My chest rose on a sharper inhale. “And you think kissing me like that was saving me?”
“It worked, didn’t it?” he chuckled. “And you played your part very well.”
My cheeks flushed instantly, and I damned my body for any form of physical reaction. The satisfaction that danced in Alois’s gaze was not lost on me, forcing my blood to boil.
“You are a PR nightmare!” I yelled, getting up on my tiptoes in a futile attempt to meet his stare.
“You liked it, didn’t you?” The laugh that cracked out of his chest sent me into a rage.
“Don’t mistake any of this for chemistry. It’s strategy,” I hissed.
“If that’s strategy, why are you blushing?” His voice dropped into a gravelly huff as he wrapped an arm around my waist, pulling me into his chiseled chest. “I thought we weren’t supposed to fall for any of the act.”
Pushing away from him was pointless. His grip held me in place, heat pressing into me as wrath and something far more dangerous tangled together.
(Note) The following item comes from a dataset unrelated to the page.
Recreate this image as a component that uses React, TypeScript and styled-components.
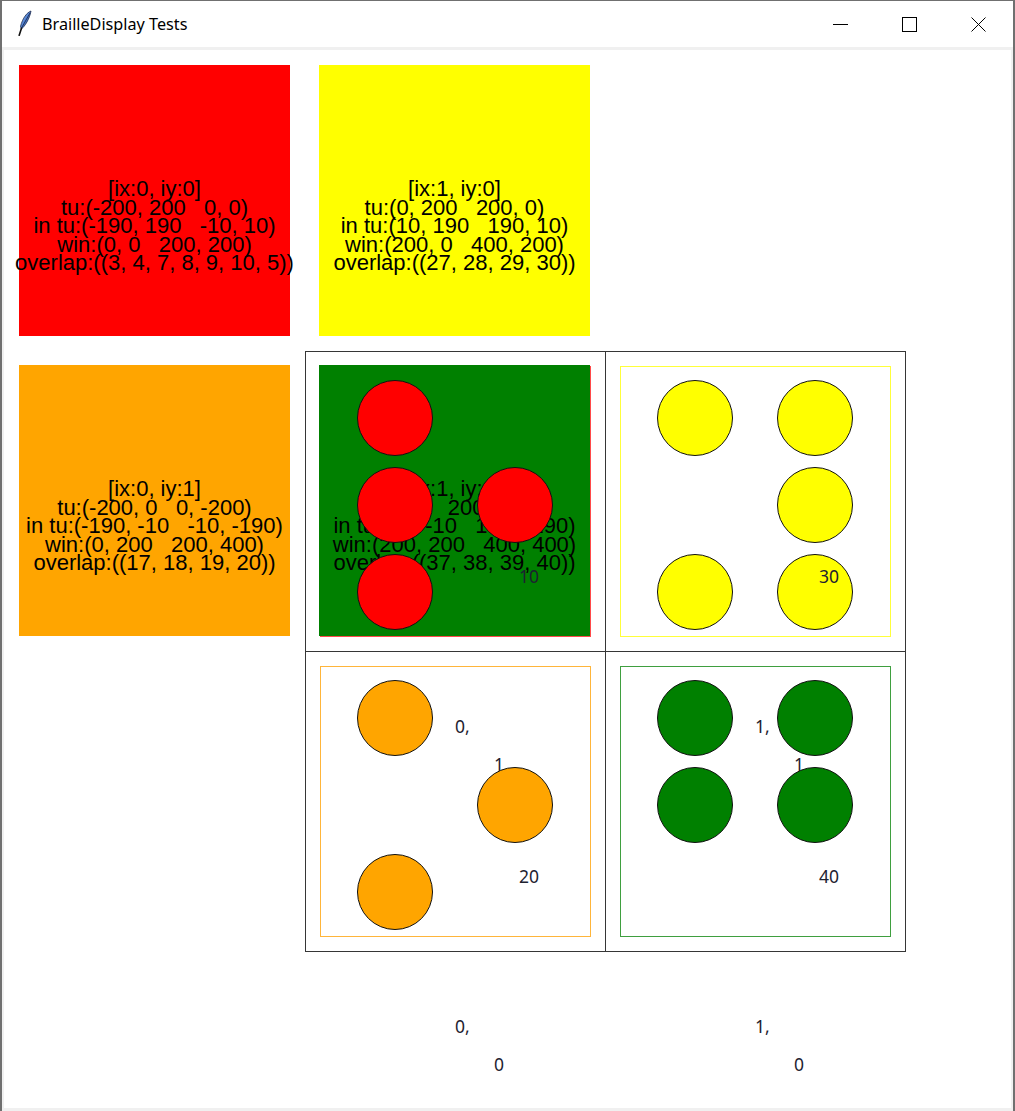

My breath caught—once, sharp and unsteady—betraying me in a way I could not afford.
I hated that my body leaned before my mind could stop it, that my hands instinctively pressed against his chest, not to shove him away, but to steady myself against the solid, unrelenting presence of him.
His gaze dropped to my mouth. That was all it took.
Something in the room shifted again, smaller this time, contained between us but no less volatile. The air felt tighter, heavier, like it was waiting to see which one of us would break first.
“Don’t,” I warned, though the word came out quieter than I intended.
“Don’t what?” he murmured, not loosening his grip.
“This—” I pressed harder against him, forcing space where there was none. “This is exactly what we are not supposed to do.”
Alois didn’t move. Didn’t budge. If anything, his hold tightened just enough to make the point.
“No,” he murmured, his breath warm against my ear, controlled and certain, “this is exactly why it works.”
Heat surged through me, unwanted and immediate. My temper snapped to meet it, sharp and reckless.
Shoving him back with everything I had, I finally broke free of his hold, stumbling half a step before catching myself.
“We have a plane to catch,” I bit, dragging every ounce of control back into place.
Alois’s mouth curved—not soft, not kind, but unmistakably amused.
“Good,” he said, his voice low, threaded with something that felt dangerously close to approval. “There’s the fire that I was hoping for.”
My glare sharpened. The words landed somewhere between a taunt and a compliment, and I hated that I couldn’t immediately decide which.
Something flickered in his expression—approval, maybe, or something more calculated—but it was gone as quickly as it appeared.
Then he shifted. The ease dropped from his posture, replaced by something more deliberate, more aware. His attention moved past me, toward the door, toward the noise building just beyond it.
“Stay close,” he ordered, already stepping forward, his tone no longer teasing.
The second the door opened, the noise hit us. Reporters had spilled into the hallway, voices rising again the moment they saw us, questions firing before we even had a chance to step fully into the open.
“Beatriz—how long has this been going on?”
“Is this appropriate within the organization?”
Flashes went off in rapid succession, bright and disorienting, forcing my eyes to narrow against the sudden burst of light.
Alois didn’t hesitate. His hand found mine again—firm, unyielding—and then shifted, pulling me closer, angling his body acting as a shield in front of mine as we moved forward.
His shoulder took the brunt of it, bodies pressing too close, voices too loud, cameras shoved into space that should not have been occupied.
I felt the force of it through him, the way he absorbed it without breaking stride, without slowing, without giving them anything more than what he chose to give.
My fingers tightened in his without thinking, my body instinctively staying close as we navigated the pandemonium, the air thick with allegations and speculation.
By the time we scrambled to the street, a black car was waiting, engine running. Alois guided me in first, his hand steady at my back, as I ducked into the seat. He followed immediately after, slamming the door closed as the driver pulled away from the curb.
I stared straight ahead, my pulse still racing, my breath not quite steady, my thoughts struggling to catch up to everything that had just happened.